Atlas Performance Advisor Suggestions:
┌─────────────────────────────────────────────────────────┐
│ Suggested Index: { customerId: 1, status: 1 }           │
│ Impact: Improves 342 queries/hour                       │
│ Avg improvement: 450ms → 3ms                            │
│ [Create Index] [Dismiss]                                │
└─────────────────────────────────────────────────────────┘

11. Practical Workflow: Optimizing a Slow Query

Step 1: Identify slow queries
  → Enable profiling: db.setProfilingLevel(1, { slowms: 100 })
  → Check: db.system.profile.find().sort({ ts: -1 })

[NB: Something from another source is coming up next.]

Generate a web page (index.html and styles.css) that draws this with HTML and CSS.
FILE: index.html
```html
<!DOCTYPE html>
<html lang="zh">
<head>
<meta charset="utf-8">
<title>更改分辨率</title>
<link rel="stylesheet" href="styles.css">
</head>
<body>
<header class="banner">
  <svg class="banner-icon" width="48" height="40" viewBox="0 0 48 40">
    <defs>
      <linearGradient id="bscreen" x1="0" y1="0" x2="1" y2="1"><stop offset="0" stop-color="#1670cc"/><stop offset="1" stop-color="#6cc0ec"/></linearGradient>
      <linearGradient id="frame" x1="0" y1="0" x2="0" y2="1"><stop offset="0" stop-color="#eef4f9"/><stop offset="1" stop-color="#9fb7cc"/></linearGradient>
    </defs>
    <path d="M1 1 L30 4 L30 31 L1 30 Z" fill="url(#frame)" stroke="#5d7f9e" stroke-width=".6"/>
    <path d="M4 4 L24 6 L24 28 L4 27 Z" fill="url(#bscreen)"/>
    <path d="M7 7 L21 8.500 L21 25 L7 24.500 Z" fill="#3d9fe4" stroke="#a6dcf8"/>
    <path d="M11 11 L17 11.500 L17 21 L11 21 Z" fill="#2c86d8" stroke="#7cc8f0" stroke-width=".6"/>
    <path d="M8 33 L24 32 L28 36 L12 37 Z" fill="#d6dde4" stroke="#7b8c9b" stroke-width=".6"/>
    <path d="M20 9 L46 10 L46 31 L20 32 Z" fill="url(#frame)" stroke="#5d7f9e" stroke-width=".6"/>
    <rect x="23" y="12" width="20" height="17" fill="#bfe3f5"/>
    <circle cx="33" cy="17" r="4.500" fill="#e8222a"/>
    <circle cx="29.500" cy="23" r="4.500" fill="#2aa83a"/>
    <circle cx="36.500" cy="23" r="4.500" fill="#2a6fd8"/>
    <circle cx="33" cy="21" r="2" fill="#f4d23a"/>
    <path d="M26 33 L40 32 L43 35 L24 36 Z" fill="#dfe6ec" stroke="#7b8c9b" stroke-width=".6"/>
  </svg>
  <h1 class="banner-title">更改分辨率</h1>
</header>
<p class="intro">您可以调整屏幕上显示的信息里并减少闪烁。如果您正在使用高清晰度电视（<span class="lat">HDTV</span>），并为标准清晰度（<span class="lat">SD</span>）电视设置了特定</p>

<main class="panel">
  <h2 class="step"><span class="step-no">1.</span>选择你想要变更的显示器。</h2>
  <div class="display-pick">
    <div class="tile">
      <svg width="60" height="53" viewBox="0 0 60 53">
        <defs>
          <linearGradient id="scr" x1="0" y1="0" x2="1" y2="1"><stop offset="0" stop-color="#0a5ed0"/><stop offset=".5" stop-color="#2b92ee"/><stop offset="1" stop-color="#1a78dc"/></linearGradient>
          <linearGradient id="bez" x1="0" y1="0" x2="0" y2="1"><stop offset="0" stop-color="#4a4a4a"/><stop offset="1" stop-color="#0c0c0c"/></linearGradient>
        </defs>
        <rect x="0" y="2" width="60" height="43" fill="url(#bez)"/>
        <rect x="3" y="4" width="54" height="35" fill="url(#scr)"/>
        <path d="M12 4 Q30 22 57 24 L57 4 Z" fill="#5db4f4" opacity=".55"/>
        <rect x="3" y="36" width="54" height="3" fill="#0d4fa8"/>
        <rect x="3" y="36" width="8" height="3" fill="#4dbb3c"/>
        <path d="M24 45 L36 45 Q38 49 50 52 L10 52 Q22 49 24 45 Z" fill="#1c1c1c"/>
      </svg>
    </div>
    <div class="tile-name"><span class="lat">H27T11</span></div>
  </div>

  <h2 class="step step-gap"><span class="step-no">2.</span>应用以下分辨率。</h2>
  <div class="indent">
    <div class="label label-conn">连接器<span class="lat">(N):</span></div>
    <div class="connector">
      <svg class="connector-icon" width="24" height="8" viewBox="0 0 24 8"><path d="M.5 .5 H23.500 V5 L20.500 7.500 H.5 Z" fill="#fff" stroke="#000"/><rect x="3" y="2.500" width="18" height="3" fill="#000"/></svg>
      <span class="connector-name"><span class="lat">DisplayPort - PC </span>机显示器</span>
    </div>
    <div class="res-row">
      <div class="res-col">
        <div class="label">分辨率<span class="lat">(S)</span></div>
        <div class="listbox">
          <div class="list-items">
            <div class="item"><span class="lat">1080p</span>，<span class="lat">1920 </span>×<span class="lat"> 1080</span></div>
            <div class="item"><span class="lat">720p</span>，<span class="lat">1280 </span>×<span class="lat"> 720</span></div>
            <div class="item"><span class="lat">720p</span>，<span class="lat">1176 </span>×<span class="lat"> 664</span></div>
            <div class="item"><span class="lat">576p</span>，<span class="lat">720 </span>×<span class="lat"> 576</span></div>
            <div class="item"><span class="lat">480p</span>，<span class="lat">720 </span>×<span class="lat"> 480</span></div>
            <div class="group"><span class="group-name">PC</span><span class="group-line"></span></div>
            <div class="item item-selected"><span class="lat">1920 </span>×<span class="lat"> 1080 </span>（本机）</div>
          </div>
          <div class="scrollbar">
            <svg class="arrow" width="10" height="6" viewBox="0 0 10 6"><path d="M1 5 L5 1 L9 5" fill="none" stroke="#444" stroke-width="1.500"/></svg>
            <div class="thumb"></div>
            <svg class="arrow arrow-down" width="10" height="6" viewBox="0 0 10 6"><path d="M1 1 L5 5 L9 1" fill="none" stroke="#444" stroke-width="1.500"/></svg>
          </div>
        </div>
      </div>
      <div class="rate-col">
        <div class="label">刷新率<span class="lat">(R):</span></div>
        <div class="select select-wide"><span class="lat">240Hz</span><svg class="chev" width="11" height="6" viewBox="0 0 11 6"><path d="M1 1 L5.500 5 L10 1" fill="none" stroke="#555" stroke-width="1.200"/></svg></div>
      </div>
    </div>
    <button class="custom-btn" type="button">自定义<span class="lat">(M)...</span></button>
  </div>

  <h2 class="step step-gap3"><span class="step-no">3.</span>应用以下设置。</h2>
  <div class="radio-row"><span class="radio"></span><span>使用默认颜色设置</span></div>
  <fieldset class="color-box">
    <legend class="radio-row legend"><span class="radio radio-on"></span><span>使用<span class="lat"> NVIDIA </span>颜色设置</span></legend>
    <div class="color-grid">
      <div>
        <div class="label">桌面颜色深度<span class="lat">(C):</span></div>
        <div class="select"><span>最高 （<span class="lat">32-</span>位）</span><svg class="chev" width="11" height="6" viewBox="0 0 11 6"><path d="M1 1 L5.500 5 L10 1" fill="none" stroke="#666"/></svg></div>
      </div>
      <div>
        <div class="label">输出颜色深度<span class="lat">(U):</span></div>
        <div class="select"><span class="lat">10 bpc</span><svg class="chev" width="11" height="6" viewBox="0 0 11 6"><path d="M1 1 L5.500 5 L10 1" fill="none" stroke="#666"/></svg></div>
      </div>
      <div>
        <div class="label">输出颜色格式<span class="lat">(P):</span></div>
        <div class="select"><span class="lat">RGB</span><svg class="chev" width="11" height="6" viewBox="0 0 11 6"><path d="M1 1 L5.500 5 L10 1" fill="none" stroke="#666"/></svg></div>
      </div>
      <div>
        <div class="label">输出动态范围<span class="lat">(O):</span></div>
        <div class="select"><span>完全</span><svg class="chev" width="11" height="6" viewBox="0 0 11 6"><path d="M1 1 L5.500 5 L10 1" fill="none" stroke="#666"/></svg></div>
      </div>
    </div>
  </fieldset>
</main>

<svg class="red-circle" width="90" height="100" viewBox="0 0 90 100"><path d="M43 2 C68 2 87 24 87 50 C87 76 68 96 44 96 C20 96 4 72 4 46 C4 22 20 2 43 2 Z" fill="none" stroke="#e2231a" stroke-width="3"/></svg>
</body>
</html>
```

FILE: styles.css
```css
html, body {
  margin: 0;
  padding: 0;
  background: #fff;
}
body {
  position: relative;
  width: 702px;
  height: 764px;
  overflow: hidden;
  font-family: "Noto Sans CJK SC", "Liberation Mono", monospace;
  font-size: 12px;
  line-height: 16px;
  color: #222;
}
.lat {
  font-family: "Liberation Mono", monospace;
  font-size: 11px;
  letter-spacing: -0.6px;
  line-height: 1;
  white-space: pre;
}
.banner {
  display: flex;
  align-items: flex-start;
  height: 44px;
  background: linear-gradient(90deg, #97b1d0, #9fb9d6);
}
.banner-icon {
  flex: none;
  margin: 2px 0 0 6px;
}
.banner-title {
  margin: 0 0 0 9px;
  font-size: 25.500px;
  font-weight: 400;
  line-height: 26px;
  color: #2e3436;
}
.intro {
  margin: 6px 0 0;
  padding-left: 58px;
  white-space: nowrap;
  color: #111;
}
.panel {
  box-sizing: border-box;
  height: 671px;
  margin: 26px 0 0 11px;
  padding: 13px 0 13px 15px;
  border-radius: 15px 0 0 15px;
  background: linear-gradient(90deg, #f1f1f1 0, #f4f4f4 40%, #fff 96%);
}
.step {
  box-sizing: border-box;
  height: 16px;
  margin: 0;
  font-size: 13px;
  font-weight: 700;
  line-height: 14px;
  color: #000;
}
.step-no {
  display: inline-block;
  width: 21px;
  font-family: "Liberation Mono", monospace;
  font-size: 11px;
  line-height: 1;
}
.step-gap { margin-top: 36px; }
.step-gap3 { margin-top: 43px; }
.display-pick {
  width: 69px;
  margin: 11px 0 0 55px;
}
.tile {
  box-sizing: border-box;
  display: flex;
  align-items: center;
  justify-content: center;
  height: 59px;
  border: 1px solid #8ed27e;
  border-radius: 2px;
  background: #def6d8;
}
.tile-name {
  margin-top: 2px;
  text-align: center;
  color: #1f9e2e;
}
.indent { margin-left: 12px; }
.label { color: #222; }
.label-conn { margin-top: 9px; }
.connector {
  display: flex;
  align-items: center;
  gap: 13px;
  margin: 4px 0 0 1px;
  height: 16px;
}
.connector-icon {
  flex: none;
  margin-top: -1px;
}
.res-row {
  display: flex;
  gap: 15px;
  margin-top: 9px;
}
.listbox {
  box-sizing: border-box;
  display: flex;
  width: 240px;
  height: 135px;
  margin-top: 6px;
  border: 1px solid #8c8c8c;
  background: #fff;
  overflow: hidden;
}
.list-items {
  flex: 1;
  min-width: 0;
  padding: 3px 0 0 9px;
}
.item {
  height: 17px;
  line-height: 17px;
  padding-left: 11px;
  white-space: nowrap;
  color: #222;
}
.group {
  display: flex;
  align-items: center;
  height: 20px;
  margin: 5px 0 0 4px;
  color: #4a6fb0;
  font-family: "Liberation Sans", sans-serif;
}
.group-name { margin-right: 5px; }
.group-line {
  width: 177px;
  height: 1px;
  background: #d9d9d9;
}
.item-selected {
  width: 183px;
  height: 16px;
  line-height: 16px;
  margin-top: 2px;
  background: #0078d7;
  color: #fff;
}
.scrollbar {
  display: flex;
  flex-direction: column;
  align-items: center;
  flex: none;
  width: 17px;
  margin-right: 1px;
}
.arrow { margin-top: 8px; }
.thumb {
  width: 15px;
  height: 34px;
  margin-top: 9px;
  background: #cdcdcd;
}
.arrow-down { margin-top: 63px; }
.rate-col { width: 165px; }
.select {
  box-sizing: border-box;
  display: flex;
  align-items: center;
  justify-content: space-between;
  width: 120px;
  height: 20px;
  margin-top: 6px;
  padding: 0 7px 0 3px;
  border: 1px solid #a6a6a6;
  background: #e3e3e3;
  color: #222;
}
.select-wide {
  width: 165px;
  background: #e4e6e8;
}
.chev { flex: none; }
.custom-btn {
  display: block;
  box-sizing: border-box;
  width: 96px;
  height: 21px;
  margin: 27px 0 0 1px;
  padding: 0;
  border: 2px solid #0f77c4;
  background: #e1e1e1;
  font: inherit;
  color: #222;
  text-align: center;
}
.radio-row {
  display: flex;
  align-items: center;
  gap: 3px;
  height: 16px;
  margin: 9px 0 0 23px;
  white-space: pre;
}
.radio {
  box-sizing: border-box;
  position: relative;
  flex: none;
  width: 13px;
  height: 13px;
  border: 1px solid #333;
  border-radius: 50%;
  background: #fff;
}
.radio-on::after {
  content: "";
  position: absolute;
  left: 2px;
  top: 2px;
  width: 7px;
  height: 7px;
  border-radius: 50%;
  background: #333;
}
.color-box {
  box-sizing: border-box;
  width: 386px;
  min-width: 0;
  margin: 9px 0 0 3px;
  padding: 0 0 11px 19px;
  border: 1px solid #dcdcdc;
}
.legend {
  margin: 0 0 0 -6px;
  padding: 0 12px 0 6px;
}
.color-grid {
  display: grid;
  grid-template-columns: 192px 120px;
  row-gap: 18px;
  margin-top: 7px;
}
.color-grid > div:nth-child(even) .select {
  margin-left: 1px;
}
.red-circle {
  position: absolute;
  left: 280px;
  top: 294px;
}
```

Step 2: Analyze with explain()
  → Run the query with .explain("executionStats")
  → Check for COLLSCAN, high totalDocsExamined

Step 3: Design the index
  → Apply ESR rule: Equality → Sort → Range
  → Put high-selectivity fields first
  → Consider covered queries

Step 4: Create the index
  → db.collection.createIndex({...}, { background: true })
  → In production, create indexes during low-traffic periods

Step 5: Verify improvement
  → Run explain() again — confirm IXSCAN
  → Compare totalDocsExamined and executionTimeMillis

Step 6: Monitor ongoing
  → Check $indexStats periodically
  → Remove unused indexes

Key Takeaways

Always use explain("executionStats") to verify indexes are working
COLLSCAN on large collections is always a problem — add appropriate indexes
ESR rule — Equality, Sort, Range — determines optimal compound index field order
High selectivity fields first — fields with many unique values narrow results fastest
Monitor with $indexStats — remove unused indexes to save RAM and write performance
hint() forces a specific index but should be used sparingly
Indexes must fit in RAM — monitor sizes as data grows

Explain-It Challenge

You receive a bug report: "The orders page takes 15 seconds to load." The page shows a user's recent orders filtered by status, sorted by date. You run explain() and see a COLLSCAN with totalDocsExamined: 5,000,000. Walk through your complete debugging and optimization process: what indexes you would create and why, how you would verify the improvement, and what ongoing monitoring you would set up.